1.     Four known subclasses of the γ chain exist – γ1, γ2, γ3 and γ4 - which yield IgG1, IgG2, IgG3 and IgG4.

2.     Two subclasses of the α chain are known – α1 and α2 - which yield IgA1 and IgA2.

3.     Two subclasses of the μ chain are known – μ1 and μ2 - which yield IgM1 and IgM2.

4.     No subclasses of the δ and ε (IgD and IgE) are known.

 

2. Disulfide bonds

Disulfide bonds hold together the four polypeptide chains in normal immunoglobulin molecules and are of two types namely interchain bonds and intrachain bonds.

a. Inter chain bonds occur between heavy chains (H-H), heavy and light chains (H-L) and light chains (L-L). H-H bonds occur primarily in the hinge region and can vary in number from 1-15 depending on the class and subclass of the immunoglobulin molecules.

b.

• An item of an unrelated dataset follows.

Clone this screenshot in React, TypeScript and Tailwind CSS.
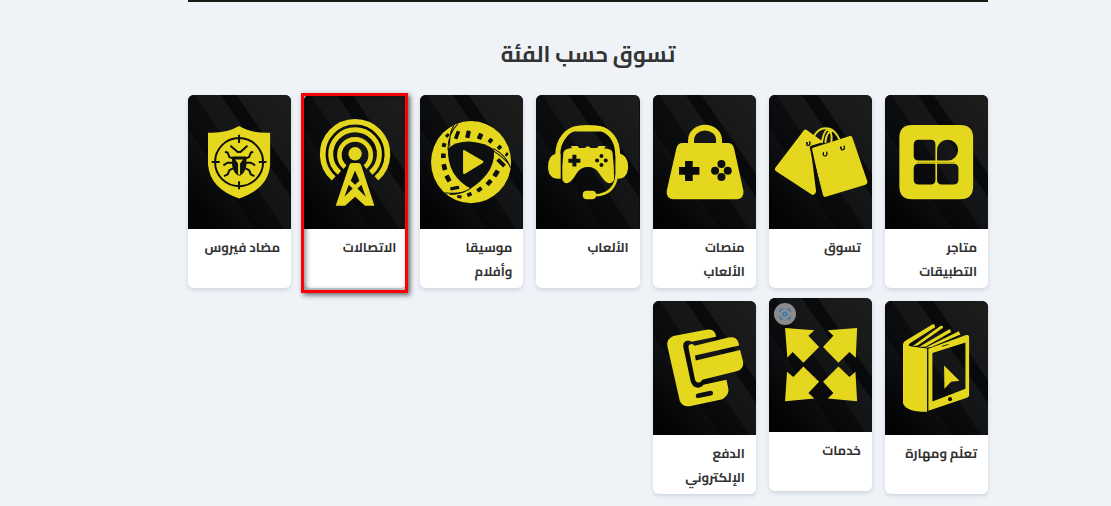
import type { ReactNode } from "react";
import { clsx } from "clsx";

const dark = "#0e0f10";

type Category = {
  label: string;
  art: ReactNode;
  highlighted?: boolean;
  raised?: boolean;
};

const AppsArt = (
  <g transform="translate(-27 -30)">
    <path
      fillRule="evenodd"
      d="M108 120H252Q291 120 291 158V304Q291 342 252 342H108Q70 342 70 304V158Q70 120 108 120Z M128 164H164Q178 164 178 178V226H128Q113 226 113 211V179Q113 164 128 164Z M215 164A31 31 0 0 1 215 226H183V196A32 32 0 0 1 215 164Z M128 236H178V284Q178 298 164 298H128Q113 298 113 283V251Q113 236 128 236Z M183 236H232Q247 236 247 251V283Q247 298 232 298H198Q183 298 183 283Z"
    />
    <path d="M122 232H238" stroke="#a89d18" strokeWidth="2" />
  </g>
);

const ShoppingArt = (
  <g transform="translate(-24 -30)">
    <path d="M128 136Q133 131 139 136L181 166L180 173L148 183L165 318Q163 331 153 329L44 258Q39 253 43 248Z" />
    <path d="M156 188L266 153Q272 151 274 158L319 290Q320 296 313 299L194 335Q188 337 186 330L151 196Q150 190 156 188Z" />
    <g fill="none" stroke="currentColor" strokeWidth="6" strokeLinecap="round">
      <path d="M157 156Q174 124 205 131Q222 136 234 161" />
      <path d="M182 172Q190 132 201 134Q214 140 211 168" />
      <path d="M193 171Q196 140 212 138" />
    </g>
    <g fill="none" stroke={dark} strokeLinecap="round">
      <path d="M152 185L181 176" strokeWidth="4" />
      <path d="M149 187L178 320" strokeWidth="6" />
      <path
        d="M137 174Q136 183 143 181Q148 180 146 170M187 203Q185 213 193 213Q199 212 197 201M239 187Q240 196 246 194Q252 192 249 183"
        strokeWidth="4"
      />
    </g>
    <circle cx="239" cy="187" r="3" fill={dark} />
    <circle cx="138" cy="174" r="3" fill={dark} />
  </g>
);

const ConsolesArt = (
  <g transform="translate(-21 -30)">
    <path
      fillRule="evenodd"
      d="M110 174H126V166A51 47 0 0 1 228 166V174H245Q260 174 264 190L292 318Q294 341 273 342H81Q60 341 62 318L91 190Q95 174 110 174Z M144 174H210V166A33 30 0 0 0 144 166Z M117 228H140V246H160V269H140V288H117V269H99V246H117Z"
    />
    <g fill={dark}>
      <circle cx="226" cy="237" r="12" />
      <circle cx="226" cy="276" r="12" />
      <circle cx="207" cy="257" r="12" />
      <circle cx="245" cy="257" r="12" />
    </g>
  </g>
);

const GamesArt = (
  <g transform="translate(-24 -30)">
    <path
      d="M89 211C89 160 122 132 148 130Q180 127 212 130C240 134 269 160 269 211"
      fill="none"
      stroke="currentColor"
      strokeWidth="15"
    />
    <path d="M120 137Q128 125 151 122Q180 119 209 122Q232 125 239 137L212 139H148Z" />
    <path d="M81 207H98V281H91Q60 280 60 244Q61 213 81 207Z M262 207H279Q299 214 300 244Q299 280 270 281L262 279Z" />
    <path d="M266 270Q261 319 216 329L196 331" fill="none" stroke="currentColor" strokeWidth="8" />
    <rect x="164" y="317" width="40" height="25" rx="12" />
    <path d="M128 183H149L153 189H171Q179 178 188 189H207L211 183H233L228 190Q248 189 253 201Q258 242 258 283Q255 295 240 294Q230 291 212 263Q201 246 180 246Q158 246 147 263Q130 292 119 294Q106 295 103 283Q101 242 106 202Q111 190 132 189Z" />
    <g fill={dark}>
      <path d="M133 209H145V221H157V233H145V244H133V233H121V221H133Z" />
      <circle cx="220" cy="213" r="6" />
      <circle cx="220" cy="240" r="6" />
      <circle cx="207" cy="226" r="6" />
      <circle cx="233" cy="226" r="6" />
    </g>
  </g>
);

const holes: [number, number, number, number, number][] = [
  [135, 150, 11, 25, 20],
  [168, 148, 13, 22, 12],
  [204, 154, 14, 18, 25],
  [235, 167, 12, 14, 35],
  [262, 187, 11, 13, 45],
  [284, 208, 8, 11, 30],
  [267, 233, 12, 29, -45],
  [252, 265, 14, 20, 32],
  [231, 292, 13, 18, 42],
  [202, 313, 12, 16, 55],
  [172, 328, 11, 14, 65],
  [142, 335, 9, 13, 100],
  [128, 309, 10, 27, 78],
  [108, 280, 14, 20, -28],
  [97, 246, 14, 18, -14],
  [94, 212, 14, 14, 0],
  [96, 180, 12, 12, 15],
  [106, 151, 9, 12, 45],
];

const MusicArt = (
  <g transform="translate(-24 -30)">
    <ellipse cx="177" cy="231" rx="120" ry="123" />
    <g fill={dark}>
      <path d="M108 190Q134 167 179 170Q220 173 246 194Q248 236 225 266Q205 292 176 310Q144 295 124 263Q106 231 108 190Z" />
      {holes.map(([x, y, w, h, r]) => (
        <rect
          key={`${x}-${y}`}
          x={x - w / 2}
          y={y - h / 2}
          width={w}
          height={h}
          rx="2"
          transform={`rotate(${r} ${x} ${y})`}
        />
      ))}
    </g>
    <g fill="none" stroke={dark} strokeWidth="3">
      <path d="M108 196Q107 145 137 117M113 184Q111 140 126 121M244 190Q284 213 295 248M245 198Q275 218 291 238M100 323Q145 330 177 309M113 328Q145 328 166 315" />
    </g>
    <path d="M153 197Q154 193 159 196L213 228Q216 231 212 234L159 266Q153 269 153 262Z" />
  </g>
);

const AntennaArt = (
  <g transform="translate(-24 -30)">
    <g fill="none" stroke="currentColor">
      <path d="M113 280A97 97 0 1 1 241 280" strokeWidth="17" />
      <path d="M130 263A73 73 0 1 1 224 263" strokeWidth="15" />
      <path d="M147 246A47 47 0 1 1 207 246" strokeWidth="14" />
    </g>
    <path d="M158 228H196L204 258L150 258Z" fill={dark} />
    <circle cx="177" cy="206" r="20" />
    <path d="M160 240Q161 234 168 234H187Q193 234 195 240L235 362H207L177 335L147 362H119Z" />
    <g fill={dark}>
      <path d="M177 256L190 287L177 299L164 287Z" />
      <path d="M158 299L170 310L145 335ZM196 299L184 310L209 335Z" />
    </g>
  </g>
);

const AntivirusArt = (
  <g transform="translate(-24 -30)">
    <path d="M84 143Q138 146 177 123Q216 146 270 143V239Q265 310 177 340Q90 310 84 239Z" />
    <g fill="none" stroke={dark} strokeWidth="6">
      <circle cx="177" cy="231" r="72" />
      <path d="M177 149V174M177 288V312M95 231H119M236 231H259" />
    </g>
    <g fill="none" stroke={dark} strokeWidth="6" strokeLinejoin="round">
      <path d="M151 182L173 201H181L202 182" />
      <path d="M160 220L148 216L143 203L135 200M195 220L207 216L212 203L219 200" />
      <path d="M156 233H142L130 241M198 233H213L225 241" />
      <path d="M159 250L148 255L143 268L132 273M196 250L207 255L212 268L223 273" />
    </g>
    <path d="M157 214H198L196 222H158Z" fill={dark} />
    <path d="M156 222H199Q202 260 181 271H174Q153 260 156 222Z" fill={dark} />
    <path d="M165 223H189L180 235V268H174V235Z" />
  </g>
);

const LearningArt = (
  <g transform="translate(-27 -27)">
    <path d="M81 156Q82 149 92 144L170 97Q177 95 177 106L104 152Q90 161 107 163L153 169V359Q92 360 81 334Z" />
    <path d="M110 162L193 102Q201 99 201 107L125 160ZM130 164L221 111L225 120L148 164ZM148 167L248 118L253 127L166 165Z" />
    <path
      fillRule="evenodd"
      d="M157 170L270 129Q279 127 279 135V311Q278 315 270 318L157 356Z M169 183V328L268 290V151Z"
    />
    <path d="M204 220L250 266L225 269L205 290Z" />
    <circle cx="222" cy="321" r="6" fill={dark} />
    <path d="M197 163L217 157" stroke={dark} strokeWidth="3" />
  </g>
);

const ServicesArt = (
  <g transform="translate(-24 -18)">
    <path d="M72 108L160 115L142 131L174 165L127 212L95 180L79 197Z" />
    <path d="M288 108L200 115L217 131L186 165L232 212L265 180L284 197Z" />
    <path d="M72 327L160 319L142 303L174 269L127 223L97 255L78 239Z" />
    <path d="M288 327L200 319L217 303L186 269L232 223L265 255L283 239Z" />
  </g>
);

const PaymentArt = (
  <g transform="translate(-21 -27)">
    <path d="M82 132L181 113Q201 109 208 125L210 134L137 149Q121 140 113 153Q110 160 113 170L134 268Q143 292 164 285Q169 283 172 278L241 263L247 291Q249 309 229 321L131 342Q108 345 101 325L64 162Q61 140 82 132Z" />
    <path d="M146 161L247 136Q271 132 277 151L279 160L147 190L149 205L282 174L291 209Q294 229 274 237L169 263Q164 273 154 271Q149 270 147 263L128 170Q125 157 136 156Q142 157 146 161Z" />
    <path d="M156 311L194 303" stroke={dark} strokeWidth="14" strokeLinecap="round" />
  </g>
);

const categories: Category[] = [
  { label: "متاجر التطبيقات", art: AppsArt },
  { label: "تسوق", art: ShoppingArt },
  { label: "منصات الألعاب", art: ConsolesArt },
  { label: "الألعاب", art: GamesArt },
  { label: "موسيقا وأفلام", art: MusicArt },
  { label: "الاتصالات", art: AntennaArt, highlighted: true },
  { label: "مضاد فيروس", art: AntivirusArt },
  { label: "تعلُم ومهارة", art: LearningArt },
  { label: "خدمات", art: ServicesArt, raised: true },
  { label: "الدفع الإلكتروني", art: PaymentArt },
];

function Backdrop() {
  return (
    <>
      <rect width="309" height="402" fill="url(#panel)" />
      <path d="M98 0H145L309 238V306Z" fill="#030405" opacity="0.7" />
      <path d="M0 0H20L287 402H202L0 100Z" fill="#030405" opacity="0.5" />
    </>
  );
}

function CategoryCard({ label, art, highlighted, raised }: Category) {
  return (
    <li className={clsx("relative", raised && "-translate-y-[3px]")}>
      <a
        href="#"
        className="flex h-full flex-col overflow-hidden rounded-md bg-white shadow-[0_2px_4px_rgba(40,60,90,0.16)]"
      >
        <svg viewBox="0 0 309 402" className="block w-full bg-[#0c0d0e] text-[#e5d71e]" fill="currentColor" aria-hidden="true">
          <Backdrop />
          {art}
        </svg>
        <span className="block px-[11px] pt-1.5 pb-[5px] text-[13px] leading-6 font-bold text-[#333333]">{label}</span>
      </a>
      {highlighted && (
        <span className="pointer-events-none absolute -top-0.5 -right-px -bottom-[5px] -left-[3px] border-3 border-[#fb0007] shadow-[2px_2px_5px_rgba(0,0,0,0.6),inset_2px_0_5px_rgba(0,0,0,0.45)]" />
      )}
      {raised && (
        <button
          type="button"
          aria-label="بحث بالصورة"
          className="absolute top-[5px] left-[5px] flex size-[22px] items-center justify-center rounded-full bg-[#8b8b8b]"
        >
          <svg viewBox="0 0 12 12" className="size-3" fill="none" stroke="#3478bd" strokeWidth="1.4" aria-hidden="true">
            <path d="M1 4V3Q1 1 3 1H4M8 1H9Q11 1 11 3V4M11 8V9Q11 11 9 11H8M4 11H3Q1 11 1 9V8" />
            <circle cx="6" cy="6" r="1.8" />
          </svg>
        </button>
      )}
    </li>
  );
}

export default function App() {
  return (
    <div
      dir="rtl"
      lang="ar"
      className="min-h-screen bg-[#eff3f8] pl-[65px] font-['Cairo','DejaVu_Sans',sans-serif]"
    >
      <svg className="absolute size-0" aria-hidden="true">
        <defs>
          <linearGradient id="panel" x1="0.1" y1="0.9" x2="0.9" y2="0">
            <stop offset="0" stopColor="#030304" />
            <stop offset="0.45" stopColor="#131416" />
            <stop offset="1" stopColor="#1c1c1c" />
          </linearGradient>
        </defs>
      </svg>
      <main className="mx-auto max-w-[800px]">
        <div className="h-0.5 bg-[#1b1b16]" />
        <h1 className="pt-9 pb-[25px] text-center text-[22px] leading-8 font-bold text-[#333333]">تسوق حسب الفئة</h1>
        <ul className="grid grid-cols-7 gap-[13px]">
          {categories.map((category) => (
            <CategoryCard key={category.label} {...category} />
          ))}
        </ul>
      </main>
    </div>
  );
}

Intra chain bonds are stronger than interchain bonds and occur within the individual chain type, with the number of bonds varying depending on the type (light chains have two, human γ, α and δ heavy chains have four and human μ and ε heavy chains have five). The distribution of intrachain disulfide bonds forms the basis for division of each immunoglobulin into domains.

 

3. Regions

Each heavy and light chain consists of two segments, the variable region and the constant region. The variable (V) region shows a wide variation in amino acid sequence in the amino terminal portion of the molecule. The areas of high variability in the variable region of heavy (VH) and light (VL) chains are called hypervariable regions or complementarity determining regions (CDRs). Hypervariable regions are most intimately involved in formation of the antigen binding site.

 

4. Domains

Each immunoglobulin chain consists of a series of globular regions enclosed by disulphide bonds. Each heavy chain consists of four or five domains - one in the variable region (VH ) and three or four in the constant region (CH1, CH2, CH3, and CH4). Each light chain consists of two domains – one in the variable region (VL) and one in the constant region (CL).

 

5. Fragments.

Proteolytic (peptide bond -splitting) enzymes such as papain and pepsin are used to degrade immunoglobulin molecules into definable fragments to facilitate study of their structure.

i. Treatment of the monomeric basic unit with the enzyme papain splits it into two Fab fragments (Fragment-antigen binding) and one Fc fragment. These Fab fragments can bind but cannot precipitate the antigen; therefore, they are monovalent, possessing only one combining site each.

ii. Treatment of the immunoglobulin molecule with pepsin results in digestion of most of the Fc fragment, leaving one large fragment that consists of two Fab fragments joined by covalent bonds, termed the F(ab’)2 fragment. The F(ab’)2 fragments has two antigen combining sites. Therefore it is bivalent, possessing the ability to bind and precipitate an antigen (Figure 13.26).


 

6. Hinge region

Hinge region is the portion of heavy chain between the CH1 and CH2 domains. It is highly flexible and allows for movement of the Fab arms in relation to each other. The S values (sedimentation coefficient that is expressed in Svedberg units(s)) of immunoglobulins range from 7S- 19S.